Stated exercise
Give the number of lines containing "index" in this listing, with no other words.

====== Source material ======

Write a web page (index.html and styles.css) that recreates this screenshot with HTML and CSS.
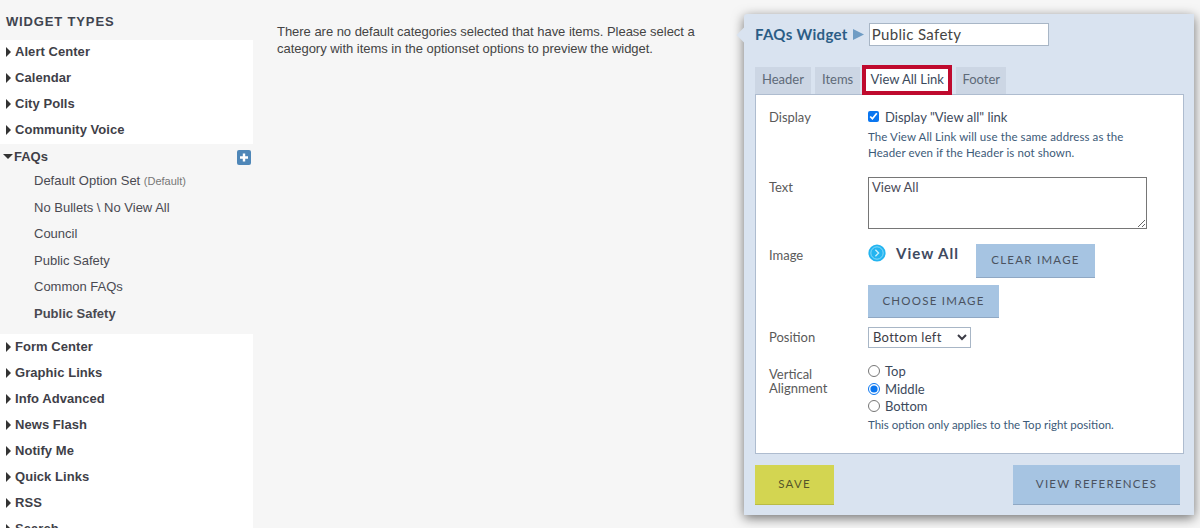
FILE: index.html
```
<!DOCTYPE html>
<html lang="en">
<head>
<meta charset="utf-8">
<title>Widget Types</title>
<link rel="stylesheet" href="styles.css">
</head>
<body>
<div class="page">
  <aside class="sidebar">
    <h2 class="side-title">WIDGET TYPES</h2>
    <ul class="type-list">
      <li class="type"><span class="arrow"></span>Alert Center</li>
      <li class="type"><span class="arrow"></span>Calendar</li>
      <li class="type"><span class="arrow"></span>City Polls</li>
      <li class="type"><span class="arrow"></span>Community Voice</li>
    </ul>
    <div class="open-group">
      <div class="open-head">
        <span class="arrow-down"></span><span class="open-name">FAQs</span>
        <svg class="plus" viewBox="0 0 14 15" width="14" height="15"><rect width="14" height="15" rx="2" fill="#4f87b8"/><path d="M7 3.5v8M3 7.5h8" stroke="#fff" stroke-width="2.4"/></svg>
      </div>
      <ul class="sets">
        <li class="set">Default Option Set <small class="default-tag">(Default)</small></li>
        <li class="set">No Bullets \ No View All</li>
        <li class="set">Council</li>
        <li class="set">Public Safety</li>
        <li class="set">Common FAQs</li>
        <li class="set set-current">Public Safety</li>
      </ul>
    </div>
    <ul class="type-list type-list-lower">
      <li class="type"><span class="arrow"></span>Form Center</li>
      <li class="type"><span class="arrow"></span>Graphic Links</li>
      <li class="type"><span class="arrow"></span>Info Advanced</li>
      <li class="type"><span class="arrow"></span>News Flash</li>
      <li class="type"><span class="arrow"></span>Notify Me</li>
      <li class="type"><span class="arrow"></span>Quick Links</li>
      <li class="type"><span class="arrow"></span>RSS</li>
      <li class="type"><span class="arrow"></span>Search</li>
    </ul>
  </aside>
  <main class="preview">
    <p class="notice">There are no default categories selected that have items. Please select a category with items in the optionset options to preview the widget.</p>
  </main>
</div>

<section class="panel">
  <span class="notch"></span>
  <header class="panel-head">
    <span class="panel-title">FAQs Widget</span>
    <svg class="crumb" viewBox="0 0 11 11" width="11" height="11"><path d="M0 0l11 5.5L0 11z" fill="#6f9cc4"/></svg>
    <input class="name-input" type="text" value="Public Safety">
  </header>
  <nav class="tabs">
    <span class="tab">Header</span>
    <span class="tab">Items</span>
    <span class="tab tab-active">View All Link</span>
    <span class="tab tab-footer">Footer</span>
  </nav>
  <div class="tab-body">
    <div class="field field-display">
      <div class="label">Display</div>
      <div class="control">
        <label class="check"><input type="checkbox" checked> Display "View all" link</label>
        <p class="hint hint-display">The View All Link will use the same address as the<br>Header even if the Header is not shown.</p>
      </div>
    </div>
    <div class="field field-text">
      <div class="label">Text</div>
      <div class="control"><textarea class="text-area">View All</textarea></div>
    </div>
    <div class="field field-image">
      <div class="label">Image</div>
      <div class="control">
        <div class="image-row">
          <svg class="va-icon" viewBox="0 0 18 18" width="18" height="18"><circle cx="9" cy="9" r="8.6" fill="#23b4f0"/><circle cx="9" cy="9" r="6.2" fill="none" stroke="#9fe2fb" stroke-width=".8"/><path d="M7.4 5.8L10.6 9l-3.2 3.2" fill="none" stroke="#c9f0fe" stroke-width="1.3"/></svg>
          <span class="va-text">View All</span>
          <button class="btn btn-blue btn-clear" type="button">CLEAR IMAGE</button>
        </div>
        <button class="btn btn-blue btn-choose" type="button">CHOOSE IMAGE</button>
      </div>
    </div>
    <div class="field field-position">
      <div class="label">Position</div>
      <div class="control">
        <select class="pos-select"><option>Bottom left</option></select>
      </div>
    </div>
    <div class="field field-align">
      <div class="label">Vertical<br>Alignment</div>
      <div class="control">
        <label class="radio"><input type="radio" name="va"> Top</label>
        <label class="radio"><input type="radio" name="va" checked> Middle</label>
        <label class="radio"><input type="radio" name="va"> Bottom</label>
        <p class="hint hint-align">This option only applies to the Top right position.</p>
      </div>
    </div>
  </div>
  <footer class="panel-foot">
    <button class="btn btn-save" type="button">SAVE</button>
    <button class="btn btn-blue btn-refs" type="button">VIEW REFERENCES</button>
  </footer>
</section>
</body>
</html>
```
FILE: styles.css
```
* { box-sizing: border-box; }
html, body { margin: 0; height: 528px; overflow: hidden; }
body { background: #f6f6f6; font-family: "Liberation Sans", Arial, sans-serif; color: #3c3c46; }
ul { list-style: none; margin: 0; padding: 0; }
.page { display: flex; height: 528px; overflow: hidden; }
.sidebar { width: 253px; flex: none; }
.side-title { margin: 0; height: 40px; padding: 14px 0 0 6px; font-size: 13px; line-height: 15px; font-weight: 700; letter-spacing: .85px; color: #40444f; }
.type-list { background: #fff; }
.type-list-lower { padding-top: 1px; }
.type { height: 26px; padding-left: 6px; font-size: 13px; line-height: 24px; font-weight: 700; letter-spacing: .05px; color: #3f3f48; display: flex; align-items: flex-start; }
.arrow { flex: none; width: 0; height: 0; margin: 7px 4px 0 0; border-left: 5px solid #333; border-top: 5px solid transparent; border-bottom: 5px solid transparent; }
.open-group { height: 190px; }
.open-head { display: flex; align-items: center; height: 26px; padding: 0 2px 2px 3px; font-size: 13px; font-weight: 700; color: #3f3f48; }
.arrow-down { flex: none; width: 0; height: 0; margin-right: 1px; border-top: 5px solid #333; border-left: 5.5px solid transparent; border-right: 5.5px solid transparent; }
.open-name { flex: 1; }
.plus { flex: none; margin-top: 2px; }
.sets { padding-left: 34px; }
.set { height: 26.6px; font-size: 13px; line-height: 21px; color: #4a4a52; }
.set-current { font-weight: 700; }
.default-tag { font-size: 11px; color: #777; }
.preview { flex: 1; padding: 23px 0 0 24px; }
.notice { margin: 0; width: 440px; font-size: 13px; line-height: 17px; letter-spacing: -.03px; color: #444; }

.panel { position: absolute; left: 744px; top: 14px; width: 450px; height: 501px; background: #d9e3f0; box-shadow: 0 3px 12px rgba(0,0,0,.55); border-radius: 3px 0 0 0; padding: 0 10px 0 11px; font-family: "Lato", sans-serif; font-size: 13px; color: #3c4a5c; }
.notch { position: absolute; left: -5px; top: 15px; width: 12px; height: 12px; background: #d9e3f0; transform: rotate(45deg); }
.panel-head { position: relative; display: flex; align-items: center; height: 41px; }
.panel-title { font-size: 15px; font-weight: 700; letter-spacing: .32px; line-height: 16px; padding-bottom: 2px; color: #2b5d86; }
.crumb { margin: 0 5px 0 5px; flex: none; }
.name-input { width: 180px; height: 23px; border: 1px solid #a8b6c6; padding: 0 2px 1px; font-family: "Lato", sans-serif; font-size: 15px; letter-spacing: .35px; color: #444; background: #fff; border-radius: 0; outline: none; }
.tabs { display: flex; gap: 4px; height: 39px; padding-top: 12px; align-items: flex-end; position: relative; z-index: 1; }
.tab { height: 27px; padding: 0 7px; background: #ccd6e4; color: #5e6a78; line-height: 25px; text-align: center; }
.tab-active { width: 90px; height: 30px; margin: 0 0 -1px -2px; padding: 0; background: #fff; border: 4px solid #bf0a2e; color: #3c4a5c; line-height: 20px; }
.tab-footer { width: 50px; padding: 0; }
.tab-body { width: 429px; height: 360px; background: #fff; border: 1px solid #aebccf; }
.field { display: flex; padding-left: 13px; }
.label { width: 99px; flex: none; font-size: 13px; line-height: 14px; color: #5a5a5a; }
.control { flex: 1; }
.field-display { padding-top: 14px; height: 82px; }
.field-text { height: 67px; }
.field-image { height: 83px; }
.field-position { height: 35px; }
.field-align { padding-top: .3px; }
.field-display .label { padding-top: 1px; }
.field-text .label { padding-top: 3px; }
.field-image .label { padding-top: 4px; }
.field-position .label { padding-top: 3px; }
.field-align .label { padding-top: 5px; }
.check { display: flex; align-items: center; gap: 6px; height: 15px; }
.check input { margin: 0; width: 11px; height: 11px; accent-color: #0a76f0; }
.hint { margin: 5px 0 0; font-size: 11.5px; line-height: 16px; color: #3c5a78; }
.hint-display { letter-spacing: .1px; }
.text-area { display: block; width: 279px; height: 52px; border: 1px solid #767676; padding: 1px 3px; margin: 0; font-family: "Lato", sans-serif; font-size: 13px; color: #4a4a58; border-radius: 0; resize: both; }
.image-row { display: flex; align-items: flex-start; height: 34px; }
.va-icon { flex: none; }
.va-text { width: 90px; padding-left: 10px; font-weight: 700; font-size: 15px; letter-spacing: 1px; line-height: 19px; color: #3f4a60; }
.btn { border: 0; border-bottom: 1px solid #8fa8c4; border-radius: 0; padding: 0; font-family: "Lato", sans-serif; font-size: 11.5px; letter-spacing: 1.25px; color: #4a5260; }
.btn-blue { background: #a6c4e2; }
.btn-clear { width: 119px; height: 34px; padding-bottom: 2px; }
.btn-choose { display: block; width: 131px; height: 33px; margin-top: 7px; padding-bottom: 2px; }
.pos-select { display: block; width: 103px; height: 21px; padding: 0 0 2px; border: 1px solid #a8b6c6; background: #fff; font-family: "Lato", sans-serif; font-size: 13px; letter-spacing: .3px; color: #3c3c46; border-radius: 0; }
.radio { display: flex; align-items: center; gap: 5px; height: 17.5px; }
.radio input { margin: 0; width: 12px; height: 12px; accent-color: #0a76f0; }
.hint-align { margin-top: 2px; }
.panel-foot { display: flex; justify-content: space-between; padding: 11px 4px 0 0; }
.btn-save { width: 79px; height: 40px; padding-bottom: 3px; background: #d3d551; border-bottom-color: #b9bb45; color: #55552a; }
.btn-refs { width: 167px; height: 40px; padding-bottom: 3px; }
```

======

Completed exercise
3